Task prompt: Leaving out every picture, quote the data below exactly as it appears.

Available data:
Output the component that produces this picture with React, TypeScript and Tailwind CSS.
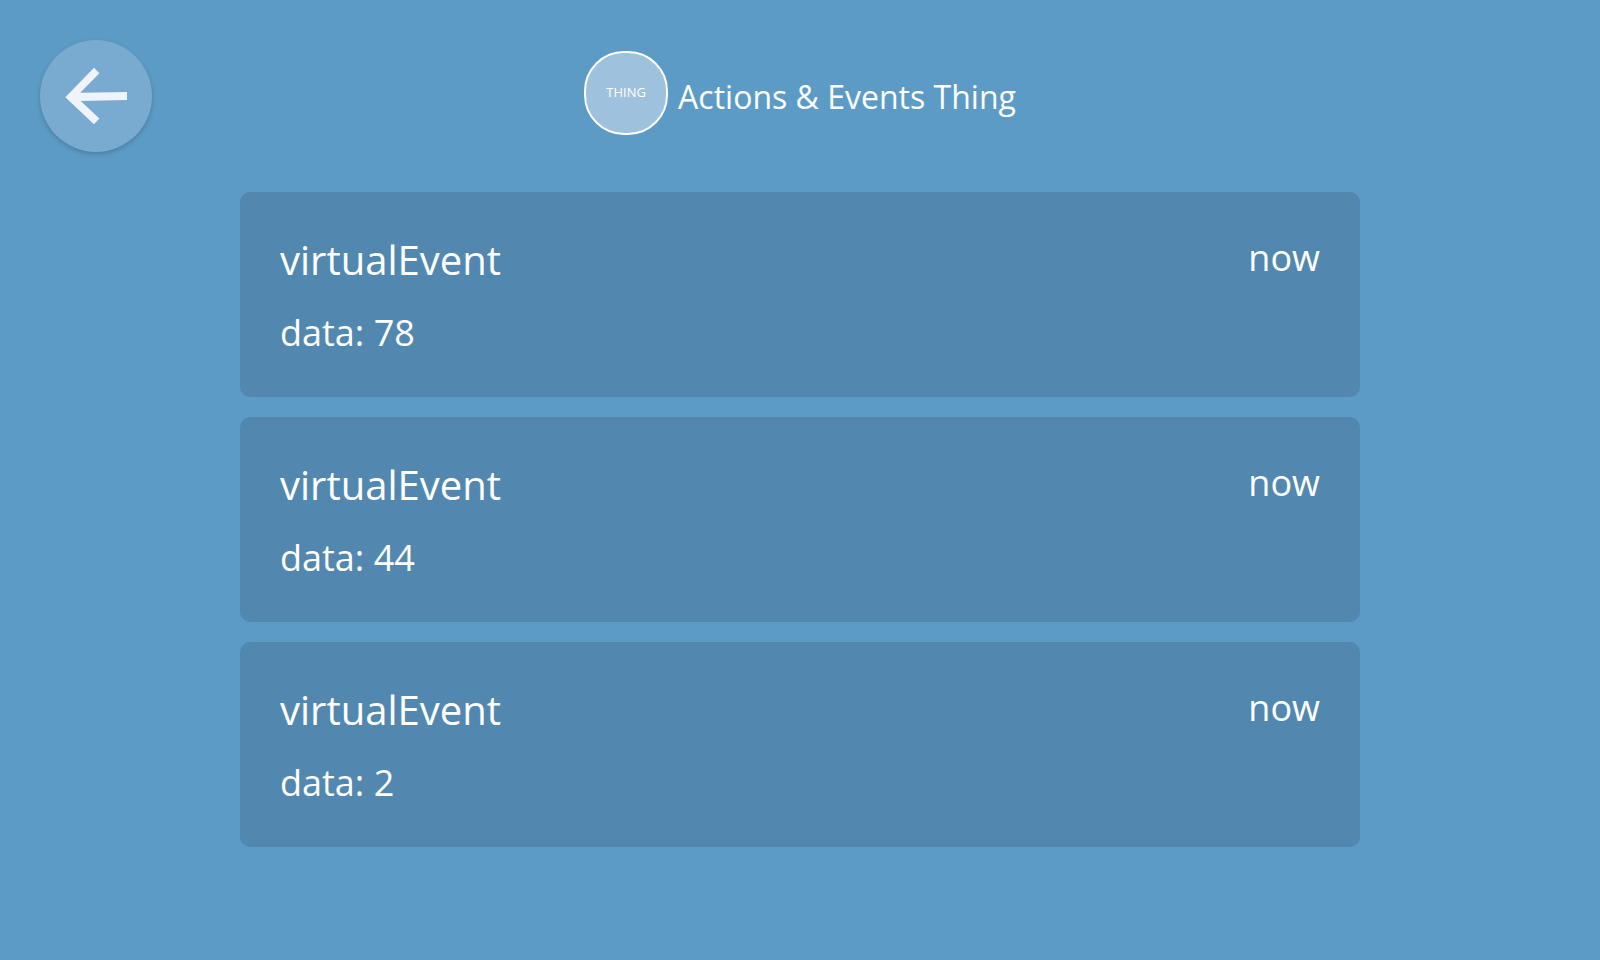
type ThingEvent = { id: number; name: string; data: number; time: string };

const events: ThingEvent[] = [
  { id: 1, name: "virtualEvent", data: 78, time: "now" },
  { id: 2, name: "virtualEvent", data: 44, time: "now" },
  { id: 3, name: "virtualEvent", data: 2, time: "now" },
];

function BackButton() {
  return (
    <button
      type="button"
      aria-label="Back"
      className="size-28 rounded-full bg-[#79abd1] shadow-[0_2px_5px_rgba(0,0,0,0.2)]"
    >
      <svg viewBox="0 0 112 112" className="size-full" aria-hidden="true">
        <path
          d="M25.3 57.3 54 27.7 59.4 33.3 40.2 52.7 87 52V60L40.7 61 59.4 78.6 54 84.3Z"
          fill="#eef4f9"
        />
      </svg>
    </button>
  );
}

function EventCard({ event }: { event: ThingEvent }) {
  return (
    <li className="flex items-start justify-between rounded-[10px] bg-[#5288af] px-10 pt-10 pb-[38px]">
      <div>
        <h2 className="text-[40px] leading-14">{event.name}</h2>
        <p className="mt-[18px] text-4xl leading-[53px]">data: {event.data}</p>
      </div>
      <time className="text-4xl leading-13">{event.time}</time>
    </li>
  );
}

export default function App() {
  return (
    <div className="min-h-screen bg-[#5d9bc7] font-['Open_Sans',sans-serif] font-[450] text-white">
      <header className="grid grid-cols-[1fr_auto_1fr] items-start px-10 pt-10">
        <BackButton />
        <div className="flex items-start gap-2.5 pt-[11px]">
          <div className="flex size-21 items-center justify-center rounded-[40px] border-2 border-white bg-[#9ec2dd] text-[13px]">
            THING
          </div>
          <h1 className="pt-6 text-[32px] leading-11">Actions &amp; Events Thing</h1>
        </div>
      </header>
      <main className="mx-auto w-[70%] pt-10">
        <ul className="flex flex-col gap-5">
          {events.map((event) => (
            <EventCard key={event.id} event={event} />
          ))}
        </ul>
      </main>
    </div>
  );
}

Solution to this task:
Output the component that produces this picture with React, TypeScript and Tailwind CSS.
type ThingEvent = { id: number; name: string; data: number; time: string };

const events: ThingEvent[] = [
  { id: 1, name: "virtualEvent", data: 78, time: "now" },
  { id: 2, name: "virtualEvent", data: 44, time: "now" },
  { id: 3, name: "virtualEvent", data: 2, time: "now" },
];

function BackButton() {
  return (
    <button
      type="button"
      aria-label="Back"
      className="size-28 rounded-full bg-[#79abd1] shadow-[0_2px_5px_rgba(0,0,0,0.2)]"
    >
      <svg viewBox="0 0 112 112" className="size-full" aria-hidden="true">
        <path
          d="M25.3 57.3 54 27.7 59.4 33.3 40.2 52.7 87 52V60L40.7 61 59.4 78.6 54 84.3Z"
          fill="#eef4f9"
        />
      </svg>
    </button>
  );
}

function EventCard({ event }: { event: ThingEvent }) {
  return (
    <li className="flex items-start justify-between rounded-[10px] bg-[#5288af] px-10 pt-10 pb-[38px]">
      <div>
        <h2 className="text-[40px] leading-14">{event.name}</h2>
        <p className="mt-[18px] text-4xl leading-[53px]">data: {event.data}</p>
      </div>
      <time className="text-4xl leading-13">{event.time}</time>
    </li>
  );
}

export default function App() {
  return (
    <div className="min-h-screen bg-[#5d9bc7] font-['Open_Sans',sans-serif] font-[450] text-white">
      <header className="grid grid-cols-[1fr_auto_1fr] items-start px-10 pt-10">
        <BackButton />
        <div className="flex items-start gap-2.5 pt-[11px]">
          <div className="flex size-21 items-center justify-center rounded-[40px] border-2 border-white bg-[#9ec2dd] text-[13px]">
            THING
          </div>
          <h1 className="pt-6 text-[32px] leading-11">Actions &amp; Events Thing</h1>
        </div>
      </header>
      <main className="mx-auto w-[70%] pt-10">
        <ul className="flex flex-col gap-5">
          {events.map((event) => (
            <EventCard key={event.id} event={event} />
          ))}
        </ul>
      </main>
    </div>
  );
}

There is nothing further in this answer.